Centripetal Acceleration question

[DavidDishere]

Homework Statement

Consider a conical pendulum that consists of a bob
on one end of a string of negligible mass with the other end of the
string attached to a point on the ceiling, as shown. Given the proper
push, this pendulum can swing in a circle at a given angle, maintaining
the same distance from the ceiling throughout its swing. If the mass of
the bob is , the length of the string is d, and the angle at which it
swings is θ, what is the speed (v) of the mass as it swings? [Hint: Find
the vertical and inward radial components of the string’s tension.]

Homework Equations

F_R = (mv²)/r

The Attempt at a Solution

For \SigmaF_y I got F_T = mg/cos θ

I said r = dsinθ

And for \SigmaF_R I got F_Tdsin² θ = v²

Plug in mg/cos θ for F_T and sqrt(gd tanθ sin θ)= v

Is that right?

 

[Delphi51]

I don't follow your equation for the radial forces. You have the Ft*sinθ component equaling the centripetal force, don't you? Surely there has to be an m in it.
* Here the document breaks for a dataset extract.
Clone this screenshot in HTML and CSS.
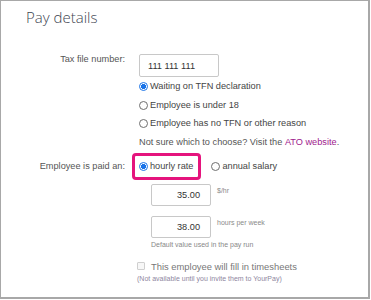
FILE: index.html
```html
<!DOCTYPE html>
<html lang="en">
<head>
    <meta charset="UTF-8">
    <meta name="viewport" content="width=device-width, initial-scale=1.0">
    <title>Pay details</title>
    <link rel="stylesheet" href="styles.css">
</head>
<body>
<div class="card">
    <h1 class="title">Pay details</h1>

    <div class="row tfn-row">
        <div class="label">Tax file number:</div>
        <div class="field">
            <div class="text-input tfn">111 111 111</div>
            <div class="option"><span class="radio checked"></span>Waiting on TFN declaration</div>
            <div class="option"><span class="radio"></span>Employee is under 18</div>
            <div class="option"><span class="radio"></span>Employee has no TFN or other reason</div>
            <div class="option hint">Not sure which to choose? Visit the&nbsp;<a href="#">ATO website</a>.</div>
        </div>
    </div>

    <div class="row paid-row">
        <div class="label">Employee is paid an:</div>
        <div class="paid-options">
            <div class="option highlight"><span class="radio checked"></span>hourly rate</div>
            <div class="option"><span class="radio"></span>annual salary</div>
        </div>
    </div>

    <div class="amounts">
        <div class="amount">
            <div class="text-input num">35.00</div>
            <span class="unit">$/hr</span>
        </div>
        <div class="amount second">
            <div class="text-input num">38.00</div>
            <span class="unit">hours per week</span>
        </div>
        <div class="note">Default value used in the pay run</div>
    </div>

    <div class="timesheets">
        <div class="check-row"><span class="checkbox"></span>This employee will fill in timesheets</div>
        <div class="note muted">(Not available until you invite them to YourPay)</div>
    </div>
</div>
</body>
</html>
```

FILE: styles.css
```css
body {
    margin: 0;
    padding: 0;
    background-color: #fff;
    font-family: "Liberation Sans", Arial, sans-serif;
    font-size: 9.2px;
    color: #555;
}
.card {
    box-sizing: border-box;
    width: 370px;
    height: 299px;
    border: 1px solid #a8a8a8;
    border-width: 1px 2px 2px 1px;
}
.title {
    margin: 0;
    padding: 6px 0 0 25px;
    font-family: "Open Sans", sans-serif;
    font-weight: 300;
    font-size: 15px;
    line-height: 20px;
    color: #3d4450;
}
.row {
    display: grid;
    grid-template-columns: 124px 1fr;
    column-gap: 14px;
}
.label {
    text-align: right;
    line-height: 11px;
    color: #555;
}
.tfn-row {
    margin-top: 27px;
}
.text-input {
    box-sizing: border-box;
    height: 23px;
    border: 1px solid #c8c8c8;
    border-radius: 2px;
    display: flex;
    align-items: center;
    color: #333;
}
.tfn {
    width: 80px;
    padding-left: 8px;
}
.option {
    display: flex;
    align-items: center;
    height: 18.7px;
    line-height: 11px;
    color: #444;
}
.hint {
    color: #555;
}
.hint a {
    color: #a0208d;
    text-decoration: none;
}
.radio {
    box-sizing: border-box;
    width: 9px;
    height: 9px;
    border: 1px solid #6f6f6f;
    border-radius: 50%;
    margin-right: 2px;
    flex-shrink: 0;
    background-color: #fff;
}
.radio.checked {
    border-color: #1a73e8;
    background: radial-gradient(circle, #1a73e8 0, #1a73e8 2.3px, #fff 2.8px);
}
.paid-row {
    margin-top: 1px;
    align-items: center;
}
.paid-options {
    display: flex;
    align-items: center;
}
.highlight {
    box-sizing: border-box;
    height: 27px;
    margin-left: -7px;
    padding: 0 5px 0 4px;
    border: 3px solid #e5147d;
    border-radius: 4px;
}
.paid-options .option + .option {
    margin-left: 10px;
}
.amounts {
    margin: 4px 0 0 150px;
}
.amount {
    display: flex;
    align-items: flex-start;
}
.amount.second {
    margin-top: 10px;
}
.num {
    width: 60px;
    height: 22px;
    justify-content: flex-end;
    padding-right: 10px;
}
.unit {
    margin: 3px 0 0 6px;
    font-size: 7px;
    color: #8a8a8a;
}
.note {
    margin-top: 2px;
    font-size: 7px;
    line-height: 9px;
    color: #888;
}
.timesheets {
    margin: 12px 0 0 136px;
}
.check-row {
    display: flex;
    align-items: center;
    line-height: 11px;
    font-size: 9.4px;
    color: #777;
}
.checkbox {
    box-sizing: border-box;
    width: 8px;
    height: 8px;
    border: 1px solid #cfcfcf;
    border-radius: 1px;
    background-color: #f7f7f7;
    margin-right: 6px;
}
.muted {
    margin-top: 2px;
    color: #8e86a0;
}
```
Why is the sin squared?

 

[DavidDishere]

At the start I have
F_Tsin θ = mv²/r

Put in dsin θ for r and move to the other side

F_Tsin² θ = mv²

Put in mg/cos θ from the y forces for F_T

mgdsin² θ/cos θ = mv²

The masses cancel and 1 of the sin²/cos becomes tangent

gd tan θ sin θ = v²

sqrt(gdtan θ sin θ) = v

Did I do something wrong? r is equal to dsin θ right?

 

[ApexOfDE]

:( from your image, I find that sin \Theta = \frac{d}{R}

 

[DavidDishere]

:( from your image, I find that sin \Theta = \frac{d}{R}

sin is opp/hyp right? r would be opp and d would be hyp. sin θ = r/d So dsin θ = r

 

[Doc Al]

sqrt(gdtan θ sin θ) = v

Did I do something wrong? r is equal to dsin θ right?

No, your solution is perfectly fine. And yes, r = d sinθ. (In your first post you did leave off an m, as Delphi51 points out.)